Me aburre el simbolismo en el teatro. Casi diría que me ofende. Como el de aquella obra que vi hace tiempo en Bruselas en que al final, para hacer más patente la decadencia, la banalidad, la descomposición moral de la clase burguesa – que ya el texto denunciaba sin rodeos -, los actores derramaban el contenido de unas latas de cerveza sobre un escenario inclinado que, a modo de reflejo, lo trasladaba en viscosos regueros hasta el mismísimo proscenio, y de ahí hasta los espectadores de las primeras filas. No sé cuántas burbujas derrocharía el director en esta original “mise en scène”. Yo nunca he pagado tanto, y recibido tan poco, por mancharme de espuma los zapatos.
En el “Idomeneo” de Mozart, los hombres se rebelan contra el dios del mar, y sólo por amor salen airosos. Pero en la versión de Neuenfels, que es la que iba a estrenarse en Berlín el día 5 de noviembre, ese triunfo sobre una deidad pagana y concreta se materializa, extrapolándose, en la aparición en escena de todo un póquer de ases: las cabezas cortadas de Poseidón, Jesús, Buda y Mahoma. Por si alguien ignorara, me imagino, que los dioses de hogaño pueden ser tan crueles, y tan vulnerables o prescindibles, como los de antaño. O por si el libreto de Gianbattista Varesco no fuera lo suficientemente explícito. O por si el genio de Mozart, por sí solo, ya no fuera capaz de estremecernos.

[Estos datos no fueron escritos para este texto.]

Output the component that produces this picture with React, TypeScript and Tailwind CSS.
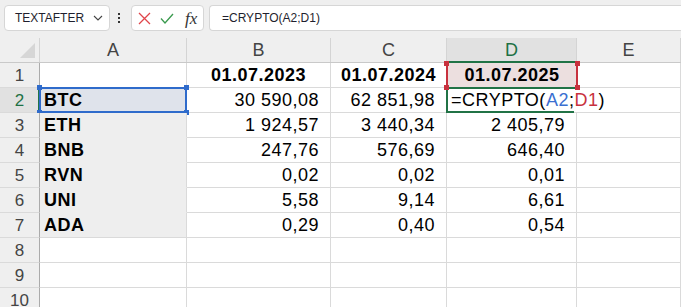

Aunque sobren las cabezas, aunque sean el fruto impertinente de una inspiración discutible, y hasta probablemente usurpadora, debería estrenarse esta ópera. La mala noticia es que no se estrenará. Parece que un fantasma muy en su sitio ha alertado del riesgo que correrían la directora, los artistas, el público y hasta la Deutsche Oper. La mera sombra de un peligro ha sido suficiente para bajarle los decibelios a Berlín. Esa ciudad donde los cabarés te sacaban la lengua. La que soñó con detener a Hitler. La que acogió, en tiempos de la guerra fría, a los jóvenes objetores de conciencia. La del barrio alternativo. La del muro derribado. Donde una mujer apostada bajo una farola lo mismo podía ser una princesa que una sobrina de Lili Marlene.
Resulta que un temor difuso, como de niño malo que se sabe sorprendido con los dedos en la luna, le ha puesto una mordaza a esa pequeña resurrección de Mozart que es cualquiera de sus partituras revisitada. Una mordaza que empieza en una ronca sospecha, pasa por el cable de un teléfono, bebe en la sangre de algún reciente cadáver, se multiplica en varias noches de insomnio, amanece en una torva prudencia, se contagia a cada fibra del miedo, estalla en el corazón de un programa y nos deja a todos con la mandíbula temblorosa, pero sellada. A este paso, los que estamos acostumbrados a resolverlo todo con argumentos, los que ya no sabemos afirmarnos a través de la violencia, los que ya no nos atrevemos ni a mirarla a los ojos, acabaremos encerrados en un piano, componiendo nuestro afónico réquiem.
“Idomeneo” no se escuchará en Berlín porque en Alemania, como en el resto de Europa, todo puede analizarse, afirmarse, cuestionarse, rebatirse, criticarse, colocarse ante un espejo cóncavo o convexo, sublimarse o parodiarse, salvo los profetas ajenos. En su día, invitamos a millones de musulmanes a instalarse entre nosotros. Y ellos llegaron con su necesidad y su trabajo, no sé si huyendo del hambre o de la ira. Ahora algunos pretenden imponernos, en nuestra propia casa, el estruendo de una fe con la que no comulgamos. O ellos se equivocaron de anfitrión, o nosotros de comensales. O quizás no les hayamos explicado a tiempo que aquí, con los dioses o contra ellos, caben todas las músicas. Y que para orquestar este concierto, hay que haber escuchado mucho a Mozart.